I have a few small points (one is confusing enough to warrant a quick
discussion), but they affect clarity of the specification:

In Section 5:

   o  OTL (3 bits) : Length of OTD field as an unsigned 3-bit integer,
      encoding the length of the field in hex digits.  If OTL == 0, the
      OTD field is not present.  The value of OTL MUST NOT exceed the
      value of DTL plus one.

      *  For example, DTL = 0b0000 means the deadline time in the 6LoRHE
         is 1 hex digit (4 bits) long.

Ok, so 0b0000 ==> (0 + 1) * 4, means 4 bits.

          OTL = 0b111 means the
         origination time is 7 hex digits (28 bits) long.

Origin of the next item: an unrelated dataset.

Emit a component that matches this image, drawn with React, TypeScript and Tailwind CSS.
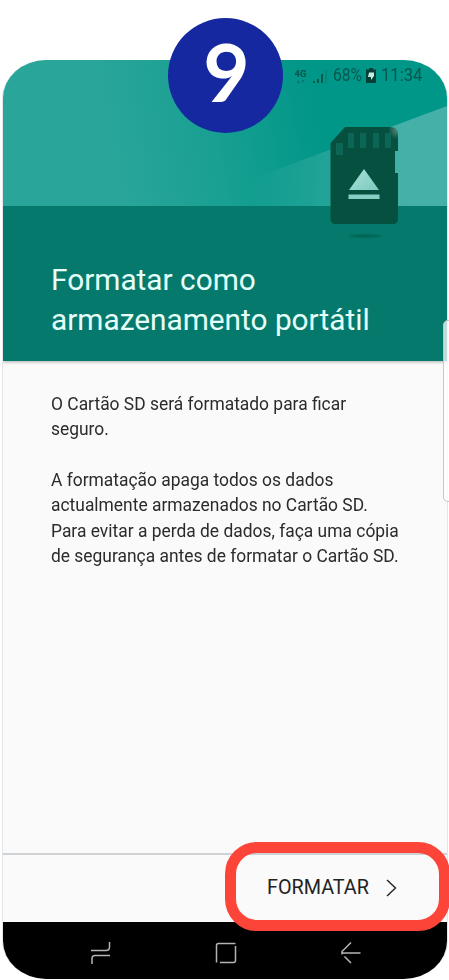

Is my math wrong or is your example wrong?

0b111 == 7. So (7 + 1) * 4 would be 32 bits.


----------------------------------------------------------------------
COMMENT:
----------------------------------------------------------------------

In Section 4:

   There are multiple ways that a packet can be delayed, including
   queuing delay, MAC layer contention delay, serialization delay, and
   propagation delays.  Sometimes there are processing delays as well.
   For the purpose of determining whether or not the deadline has
   already passed, these various delays are not distinguished.

Not distinguished from what? Do you mean "not counted"?

In Section 5:

   o  Binary Pt (6 bits) : If zero, the number of bits of the integer
      part the DT is equal to the number of bits of the fractional part
      of the DT.  if nonzero, the Binary Pt is a signed integer
      determining the position of the binary point within the value for
      the DT.

      *  If BinaryPt value is positive, then the number of bits for the
         integer part of the DT is increased by the value of BinaryPt,
         and the number of bits for the fractional part of the DT is
         correspondingly reduced.  This increases the range of DT.
      *  If BinaryPt value is negative, then the number of bits for the
         integer part of the DT is decreased by the value of BinaryPt,
         and the number of bits for the fractional part of the DT is
         correspondingly increased.  This increases the precision of the
         fractional seconds part of DT.

It would be good if you specified how negative values are represented (Ok,
maybe it is obvious) and the range for positive and negative values.